OFD call volume dropped significantly in 2023 after altering response strategy

February 21, 2024 | 12:11 am

Updated February 20, 2024 | 11:59 pm

File photo by Josh Kelly

The Owensboro Fire Department responded to almost 2,600 fewer calls in 2023 than the year prior — a result of altering their response strategy to combat firefighter fatigue. Namely, OFD was largely able to cut out non-emergency calls.

OFD Chief James Howard said the department received 5,712 calls for service in 2023. That’s down from 8,300 in 2022 and 9,600 in 2021.

“That doesn’t mean that there were any severe incidents that required attention that we didn’t go to this past year,” he said. “It’s the fact that we were able to hone our call-taking abilities to make sure that we’re going on to true emergencies whenever we’re working.”

OFD changed their response criteria in 2022 to raise morale and lower fatigue. At that time, Howard said there had been a 24% increase in calls over the past 5 years, with rescue and emergency medical services calls being the major contributor. However, there was often not an actual emergency in many of those cases.

“Group after group within the fire department noted the rising call volume and especially the emphasis on EMS calls that turned out not to be emergency runs once they got to the scene.
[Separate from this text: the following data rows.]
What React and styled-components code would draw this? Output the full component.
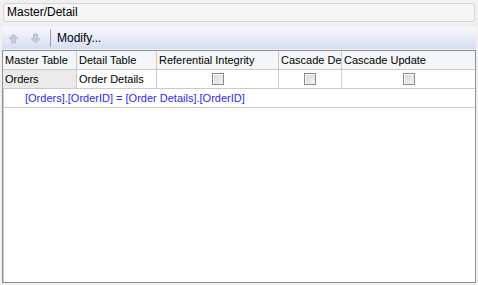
import React from "react";
import styled, { createGlobalStyle } from "styled-components";

const GlobalStyle = createGlobalStyle`
    html, body {
        margin: 0;
        padding: 0;
        background: #f0f0f0;
    }
    body {
        font-family: "Liberation Sans", Arial, sans-serif;
        font-size: 11px;
        color: #000;
    }
`;

const Page = styled.div`
    width: 478px;
    height: 285px;
    box-sizing: border-box;
    padding: 3px 2px 2px 2px;
    display: flex;
    flex-direction: column;
    background: #f0f0f0;
`;

const TitleBar = styled.div`
    height: 19px;
    box-sizing: border-box;
    margin: 0 1px 0 1px;
    padding: 0 0 1px 3px;
    display: flex;
    align-items: center;
    background: #f5f5f5;
    border: 1px solid #d5d5d5;
    border-radius: 3px;
    font-size: 12px;
`;

const Toolbar = styled.div`
    height: 22px;
    margin-top: 5px;
    display: flex;
    align-items: center;
    background: linear-gradient(to bottom, #f8f9fd 0%, #e9ecf8 45%, #d6ddf1 100%);
`;

const ToolButton = styled.span`
    width: 22px;
    height: 20px;
    display: flex;
    align-items: center;
    justify-content: center;
`;

const Separator = styled.span`
    width: 1px;
    height: 18px;
    margin: 0 4px 0 4px;
    background: #9aa2b4;
`;

const ToolText = styled.span`
    padding: 0 2px;
    font-size: 12px;
`;

const Grid = styled.div`
    flex: 1;
    margin-top: 1px;
    background: #fff;
    border: 1px solid #8e9296;
    box-shadow: inset 1px 1px 0 #c8c8c8;
    display: flex;
    flex-direction: column;
`;

const Row = styled.div`
    display: grid;
    grid-template-columns: 74px 80px 122px 63px 1fr;
    height: 18px;
    border-bottom: 1px solid #c9cbcf;
    background: ${(p) => (p.header ? "#f4f5f7" : "#fff")};
`;

const Cell = styled.div`
    display: flex;
    align-items: center;
    justify-content: ${(p) => (p.center ? "center" : "flex-start")};
    padding-left: ${(p) => (p.center ? "0" : "2px")};
    border-right: 1px solid #c9cbcf;
    background: ${(p) => (p.key1 ? "#eaeaea" : "transparent")};
    white-space: nowrap;
    overflow: hidden;
    font-size: 11px;
    &:last-child {
        border-right: none;
    }
`;

const CheckBox = styled.span`
    width: 12px;
    height: 12px;
    box-sizing: border-box;
    border: 1px solid #8a8a8a;
    background: linear-gradient(135deg, #d6d6d6 0%, #f4f4f4 100%);
    box-shadow: inset 1px 1px 0 #fff;
`;

const DetailRow = styled.div`
    height: 18px;
    display: flex;
    align-items: center;
    padding-left: 22px;
    color: #2b2bf2;
    font-size: 11px;
    border-bottom: 1px solid #c9cbcf;
`;

const Arrow = ({ down }) => (
    <svg width="11" height="11" viewBox="0 0 11 11">
        <path
            d={down ? "M3.5 1h4v4.5h2.5L5.5 10 1 5.5h2.5z" : "M3.5 10h4V5.5h2.5L5.5 1 1 5.5h2.5z"}
            fill="#c8ccd6"
            stroke="#b4b9c4"
            strokeWidth="0.8"
        />
    </svg>
);

const columns = ["Master Table", "Detail Table", "Referential Integrity", "Cascade De", "Cascade Update"];

export default function App() {
    return (
        <Page>
            <GlobalStyle />
            <TitleBar>Master/Detail</TitleBar>
            <Toolbar>
                <ToolButton>
                    <Arrow />
                </ToolButton>
                <ToolButton>
                    <Arrow down />
                </ToolButton>
                <Separator />
                <ToolText>Modify...</ToolText>
            </Toolbar>
            <Grid>
                <Row header>
                    {columns.map((c) => (
                        <Cell key={c}>{c}</Cell>
                    ))}
                </Row>
                <Row>
                    <Cell key1>Orders</Cell>
                    <Cell>Order Details</Cell>
                    <Cell center>
                        <CheckBox />
                    </Cell>
                    <Cell center>
                        <CheckBox />
                    </Cell>
                    <Cell center>
                        <CheckBox />
                    </Cell>
                </Row>
                <DetailRow>[Orders].[OrderID] = [Order Details].[OrderID]</DetailRow>
            </Grid>
        </Page>
    );
}
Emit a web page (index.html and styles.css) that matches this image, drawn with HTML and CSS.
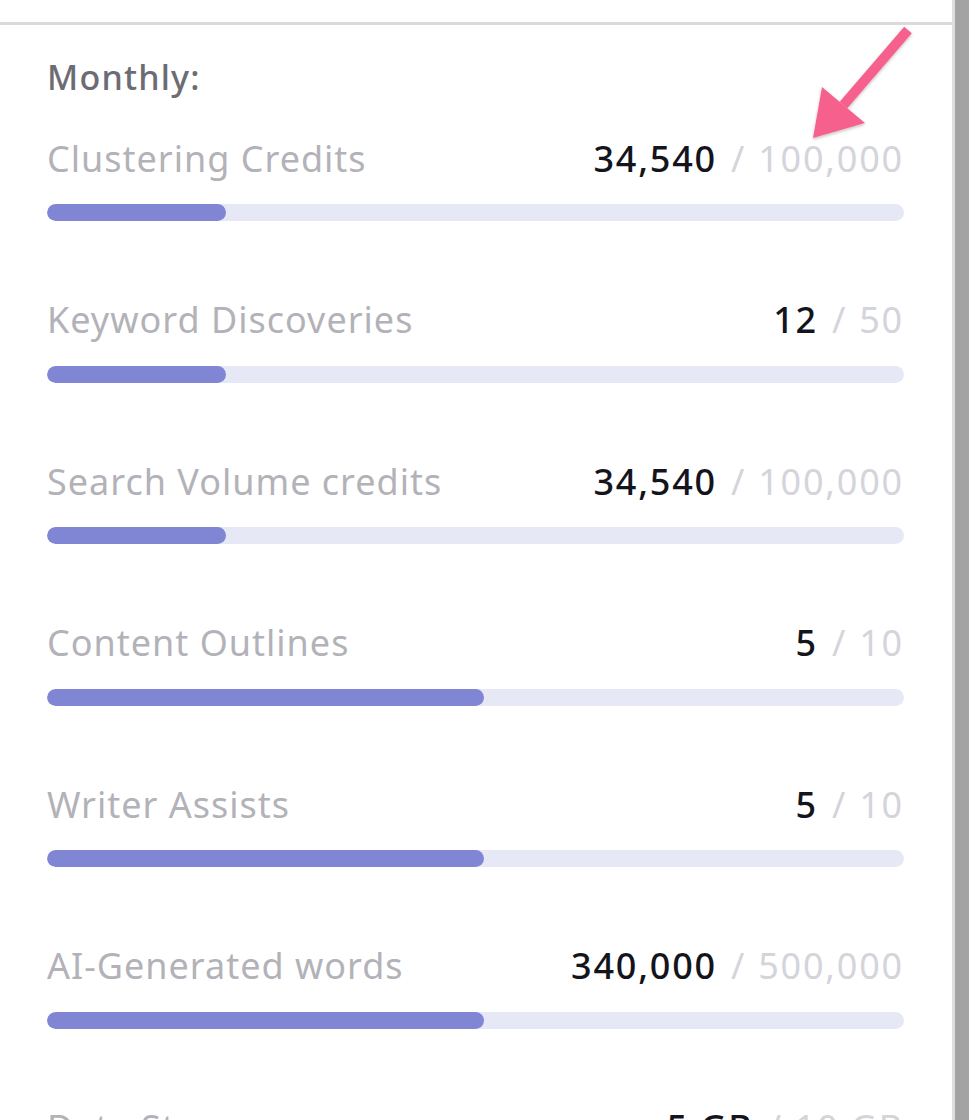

It started causing issues and has been causing issues within our department for some time,” Howard said in 2022.

The constant run for non-emergencies on top of an already high workload that includes recruitment and maintenance was taking a toll on the department internally, Howard said.

So, OFD began directly responding to only accidents with injuries, cardiac arrests, drownings, jumpers, shootings and stabbings, and suicide attempts with bleeding. For other non-emergency calls, dispatch relayed information to AMR ambulance, which in turn would only call for additional help from OFD as needed.

Following the change, Howard said, OFD’s monthly call volume was nearly cut in half.

He emphasized that OFD is still responding throughout the community to a number of scenarios.

Howard reported the following response numbers for 2023:

  • 372 fires
    • 31 structure fires
    • 26 cooking fires
    • 32 vehicle fires
  • 3,811 EMS/rescues
    • 305 respiratory
    • 129 traumatic injury
    • 615 cardiac

Going into 2024, Howard said he has several goals for the department, including better preparing firefighters to fight electric vehicle fires, completing the construction of the fire training center, and achieving Commission on Fire Accreditation International accreditation.

One of the more unique goals this year is utilizing Owensboro’s Sister City Olomouc, Czech Republic, to provide some training.

“There’s gonna be more news on that soon. There are very exciting opportunities there with cultural exchange and educational exchange,” Howard said.

The trip is scheduled to take place in the coming months.